La segunda regla también es muy sencilla y podría resumirse así: "Hay unas opiniones y otras opiniones, pero también hay opiniones que se quitan leyendo". En el mundo contemporáneo existe la pretensión de que el juicio propio, por el solo hecho de serlo, ya es poco menos que indiscutible. Sucede, sin embargo, que las opiniones de personas especializadas resuelven problemas que los indoctos suelen complicar y esta tendencia habitual se suele multiplicar por la megalomanía de los políticos. Así como no han sido los funcionarios de Hacienda los que hicieron la denuncia de los 200.000 millones de supuesto fraude, una decena de historiadores podrían hacer un diagnóstico equilibrado de cómo se enseña su disciplina en la ESO.

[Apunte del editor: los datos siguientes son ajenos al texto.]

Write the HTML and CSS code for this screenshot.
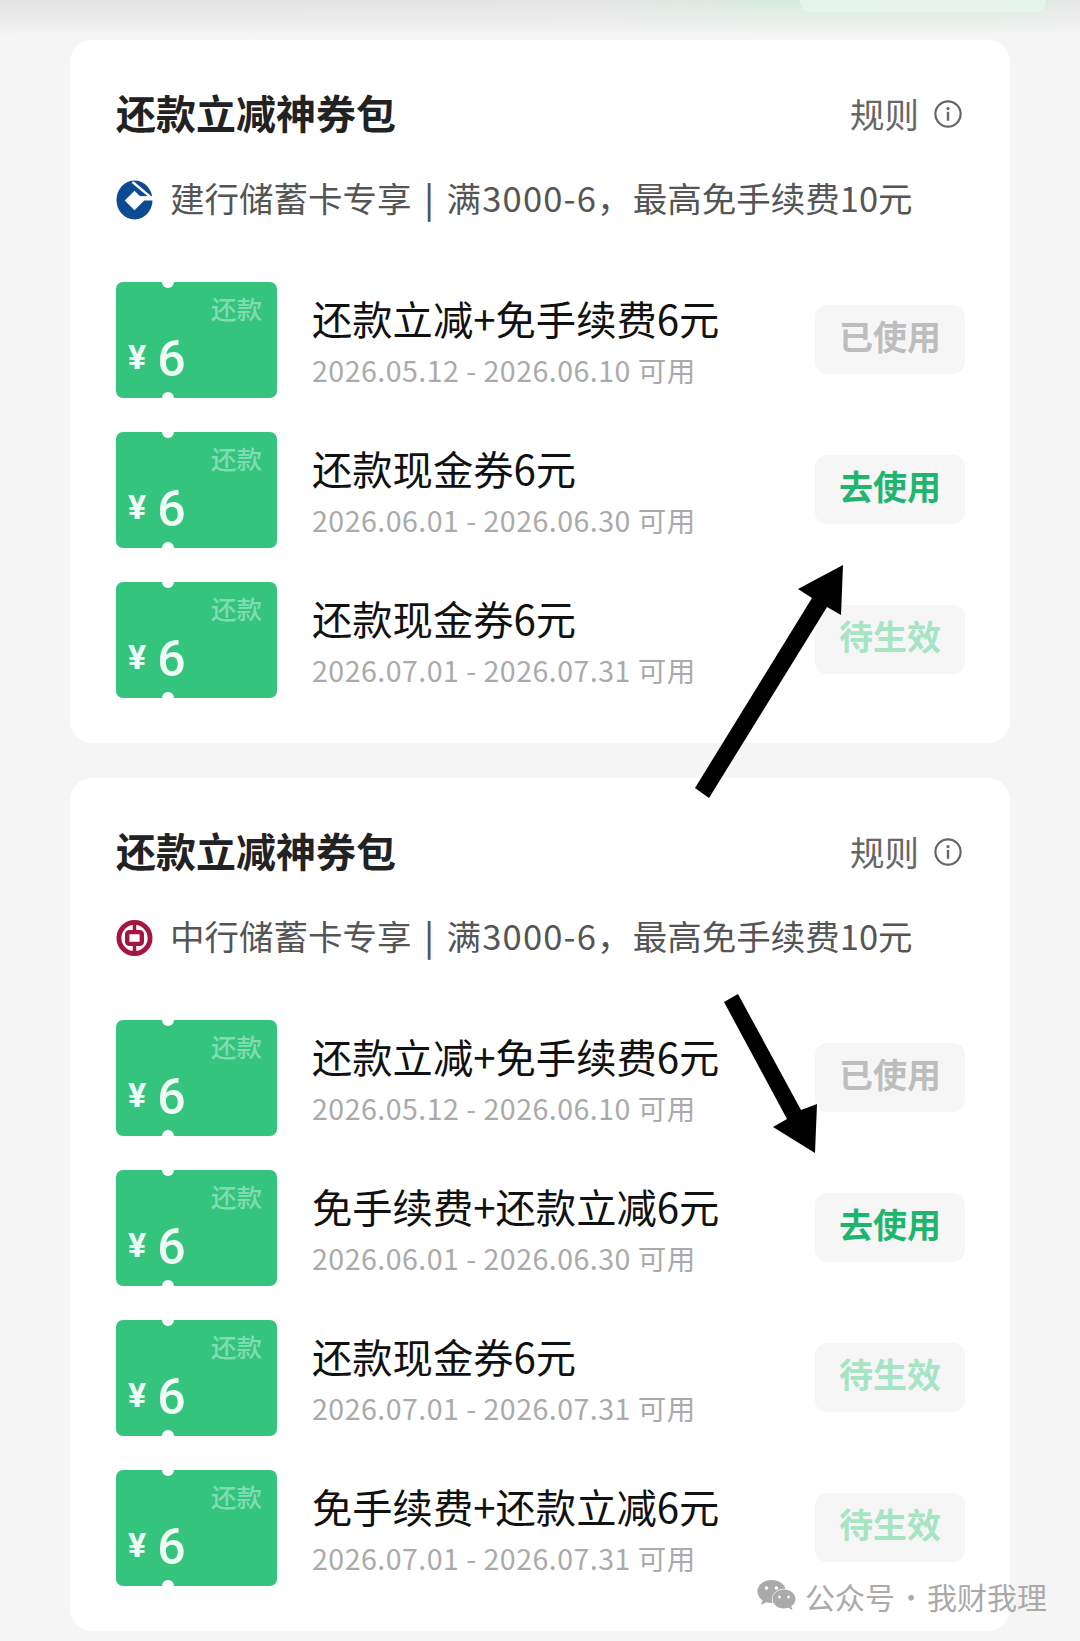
FILE: index.html
```html
<!DOCTYPE html>
<html lang="zh-CN">
<head>
<meta charset="utf-8">
<title>还款立减神券包</title>
<link rel="stylesheet" href="styles.css">
</head>
<body>
<div class="page">
  <div class="topbar"><div class="pill"></div></div>

  <section class="card">
    <header class="head">
      <h2 class="title">还款立减神券包</h2>
      <div class="rules">规则
        <svg class="info" viewBox="0 0 28 28"><circle cx="14" cy="14" r="12.6" fill="none" stroke="#666" stroke-width="2.2"/><circle cx="14" cy="8.6" r="1.6" fill="#666"/><rect x="12.8" y="11.8" width="2.4" height="9" fill="#666"/></svg>
      </div>
    </header>
    <div class="sub">
      <svg class="logo" viewBox="0 0 38 40"><ellipse cx="19" cy="20" rx="18.5" ry="20" fill="#0d4a94"/><path d="M19 10.500 29 20.500 19 30.500 9 20.500Z" fill="#fff"/><path d="M24 16H38V20.500H24Z" fill="#fff"/><path d="M17 1.500 35 16.500" stroke="#fff" stroke-width="2.500" fill="none"/></svg>
      <div class="sub-text"><span>建行储蓄卡专享</span><span class="sep">|</span><span class="nums">满3000-6，</span><span>最高免手续费10元</span></div>
    </div>
    <ul class="list">
      <li class="row">
        <div class="coupon"><span class="tag">还款</span><div class="amount"><span class="yen">¥</span><span class="num">6</span></div></div>
        <div class="info-col"><div class="name">还款立减+免手续费6元</div><div class="date">2026.05.12 - 2026.06.10 可用</div></div>
        <div class="btn used">已使用</div>
      </li>
      <li class="row">
        <div class="coupon"><span class="tag">还款</span><div class="amount"><span class="yen">¥</span><span class="num">6</span></div></div>
        <div class="info-col"><div class="name">还款现金券6元</div><div class="date">2026.06.01 - 2026.06.30 可用</div></div>
        <div class="btn go">去使用</div>
      </li>
      <li class="row">
        <div class="coupon"><span class="tag">还款</span><div class="amount"><span class="yen">¥</span><span class="num">6</span></div></div>
        <div class="info-col"><div class="name">还款现金券6元</div><div class="date">2026.07.01 - 2026.07.31 可用</div></div>
        <div class="btn wait">待生效</div>
      </li>
    </ul>
  </section>

  <section class="card">
    <header class="head">
      <h2 class="title">还款立减神券包</h2>
      <div class="rules">规则
        <svg class="info" viewBox="0 0 28 28"><circle cx="14" cy="14" r="12.6" fill="none" stroke="#666" stroke-width="2.2"/><circle cx="14" cy="8.6" r="1.6" fill="#666"/><rect x="12.8" y="11.8" width="2.4" height="9" fill="#666"/></svg>
      </div>
    </header>
    <div class="sub">
      <svg class="logo" viewBox="0 0 38 40"><circle cx="19" cy="20" r="16" fill="none" stroke="#a5153f" stroke-width="5"/><rect x="11.500" y="14" width="15" height="12" rx="2" fill="none" stroke="#a5153f" stroke-width="4.500"/><path d="M19 4V14M19 26V36" stroke="#a5153f" stroke-width="3.500"/></svg>
      <div class="sub-text"><span>中行储蓄卡专享</span><span class="sep">|</span><span class="nums">满3000-6，</span><span>最高免手续费10元</span></div>
    </div>
    <ul class="list">
      <li class="row">
        <div class="coupon"><span class="tag">还款</span><div class="amount"><span class="yen">¥</span><span class="num">6</span></div></div>
        <div class="info-col"><div class="name">还款立减+免手续费6元</div><div class="date">2026.05.12 - 2026.06.10 可用</div></div>
        <div class="btn used">已使用</div>
      </li>
      <li class="row">
        <div class="coupon"><span class="tag">还款</span><div class="amount"><span class="yen">¥</span><span class="num">6</span></div></div>
        <div class="info-col"><div class="name">免手续费+还款立减6元</div><div class="date">2026.06.01 - 2026.06.30 可用</div></div>
        <div class="btn go">去使用</div>
      </li>
      <li class="row">
        <div class="coupon"><span class="tag">还款</span><div class="amount"><span class="yen">¥</span><span class="num">6</span></div></div>
        <div class="info-col"><div class="name">还款现金券6元</div><div class="date">2026.07.01 - 2026.07.31 可用</div></div>
        <div class="btn wait">待生效</div>
      </li>
      <li class="row">
        <div class="coupon"><span class="tag">还款</span><div class="amount"><span class="yen">¥</span><span class="num">6</span></div></div>
        <div class="info-col"><div class="name">免手续费+还款立减6元</div><div class="date">2026.07.01 - 2026.07.31 可用</div></div>
        <div class="btn wait">待生效</div>
      </li>
    </ul>
  </section>

  <svg class="arrows" viewBox="0 0 1080 1641">
    <path d="M695 788 812 598 798 589 843 565 841 615 827 607 709 798Z"/>
    <path d="M724 1002 738 994 801 1110 817 1104 815 1153 773 1127 787 1119Z"/>
  </svg>

  <div class="mark">
    <svg class="wechat" viewBox="0 0 40 34">
      <path d="M15 1C7 1 1 6 1 12.500c0 3.700 2 6.800 5 9l-1.500 4.500 5.300-2.800c1.700.5 3.500.8 5.200.8h1c-.4-1.200-.6-2.300-.6-3.500 0-6 5.700-10.700 12.600-10.700h1C27.800 4.500 22 1 15 1Z" fill="#aaa"/>
      <path d="M39 20c0-5.300-5.200-9.500-11.500-9.500S16 14.700 16 20s5.200 9.500 11.500 9.500c1.500 0 2.900-.2 4.200-.7l4.300 2.300-1.200-3.800c2.600-1.800 4.200-4.500 4.200-7.300Z" fill="#aaa"/>
      <circle cx="10" cy="9" r="1.800" fill="#fff"/><circle cx="20" cy="9" r="1.800" fill="#fff"/>
      <circle cx="23" cy="18" r="1.500" fill="#fff"/><circle cx="32" cy="18" r="1.500" fill="#fff"/>
    </svg>
    <span>公众号</span><span class="dot">·</span><span>我财我理</span>
  </div>
</div>
</body>
</html>
```

FILE: styles.css
```css
* { box-sizing: border-box; margin: 0; padding: 0; }
html, body { background: #f5f5f5; }
body {
  font-family: "Noto Sans CJK SC", "Noto Sans", sans-serif;
  width: 1080px;
  height: 1641px;
  overflow: hidden;
}
.page { position: relative; width: 1080px; height: 1641px; display: flex; flex-direction: column; gap: 35px; }
.topbar {
  height: 5px;
  flex: none;
  position: relative;
}
.topbar::before {
  content: "";
  position: absolute;
  left: 0; right: 0; top: 0;
  height: 36px;
  background:
    linear-gradient(to bottom, rgba(245,245,245,0) 0, rgba(245,245,245,.4) 16px, #f5f5f5 36px),
    linear-gradient(to right, #e2e2e2 0, #e4e4e4 55%, #d6ebde 72%, #d8ebdf 92%, #e6e6e6 100%);
}
.pill {
  position: absolute;
  left: 800px; top: -10px;
  width: 246px; height: 22px;
  background: #e6f5ec;
  border-radius: 16px;
}
.card {
  width: 940px;
  margin-left: 70px;
  background: #fff;
  border-radius: 22px;
  padding: 0 45px 45px 46px;
  position: relative;
  flex: none;
}
.head { height: 148px; padding-top: 46px; display: flex; justify-content: space-between; align-items: flex-start; }
.title { font-size: 40px; line-height: 52px; font-weight: 700; color: #222; }
.rules { display: flex; align-items: center; gap: 15px; padding: 1px 3px 0 0; font-size: 34.500px; line-height: 52px; color: #666; }
.info { width: 28px; height: 28px; margin-top: 2px; }
.sub { display: flex; align-items: center; height: 50px; margin-top: -16px; gap: 17px; font-size: 34.500px; color: #555; white-space: nowrap; }
.sub-text { display: flex; }
.sep { width: 35px; text-align: center; font-weight: 500; }
.nums { letter-spacing: 1.200px; }
.logo { width: 37px; height: 40px; flex: none; margin-top: 6px; }
.list { list-style: none; display: flex; flex-direction: column; gap: 34px; margin-top: 60px; }
.row { display: flex; align-items: center; height: 116px; }
.coupon {
  position: relative;
  width: 161px;
  height: 116px;
  flex: none;
  background: #34c47e;
  border-radius: 7px;
  padding: 10px 15px 0 12px;
  display: flex;
  flex-direction: column;
  justify-content: space-between;
  overflow: hidden;
}
.coupon::before, .coupon::after {
  content: "";
  position: absolute;
  left: 46px;
  width: 12px; height: 12px;
  border-radius: 50%;
  background: #fff;
}
.coupon::before { top: -6px; }
.coupon::after { bottom: -6px; }
.tag { align-self: flex-end; font-size: 25.500px; font-weight: 500; line-height: 32px; color: #80dcb0; }
.amount { display: flex; align-items: flex-start; gap: 11px; height: 68px; }
.yen { font-family: Roboto, sans-serif; font-size: 34px; font-weight: 700; line-height: 46px; margin-top: 4px; color: #effcf5; }
.num { font-family: Roboto, sans-serif; font-size: 50px; font-weight: 500; line-height: 58px; color: #effcf5; }
.info-col { flex: 1; padding-left: 35px; }
.name { font-size: 40.300px; line-height: 50px; color: #111; white-space: nowrap; }
.date { font-size: 28.500px; letter-spacing: .5px; line-height: 36px; margin-top: 9px; color: #aaa; white-space: nowrap; }
.btn {
  width: 150px;
  height: 69px;
  flex: none;
  margin-bottom: 2px;
  padding-bottom: 7px;
  border-radius: 12px;
  background: #f6f6f6;
  display: flex;
  align-items: center;
  justify-content: center;
  font-size: 34px;
  font-weight: 700;
}
.used { color: #bdbdbd; }
.go { color: #1fb56f; }
.wait { color: #a6e4c4; }
.arrows { position: absolute; left: 0; top: 0; width: 1080px; height: 1641px; fill: #000; pointer-events: none; }
.mark {
  position: absolute;
  left: 756px;
  top: 1574px;
  display: flex;
  align-items: center;
  height: 44px;
  font-size: 30px;
  color: #aaa;
  white-space: nowrap;
}
.wechat { width: 41px; height: 34px; margin-right: 8px; }
.dot { width: 32px; text-align: center; font-weight: 300; }
```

La tercera regla debiera situarse por orden de importancia en primer lugar y también es susceptible de un enunciado escueto: "El Poder -con mayúsculas- no existe; el poder, siempre con minúsculas, es lo que se puede y esto es habitualmente poco" (y menos aún sin mayoría parlamentaria). De la poblada caterva de prepotentes pelmazos que circulan por la política, los más peligrosos son aquellos que quieren cambiar la vida, engendrar un hombre nuevo o producir un cambio histórico. Tan sonoros propósitos concluyen, en corto espacio de tiempo, en utilizar el Gobierno para golpear con él al adversario, supuesto o real, en el occipucio y construirse alrededor un harén de adictos. Ambas cosas no sólo sobran sino que a medio plazo resultan letales.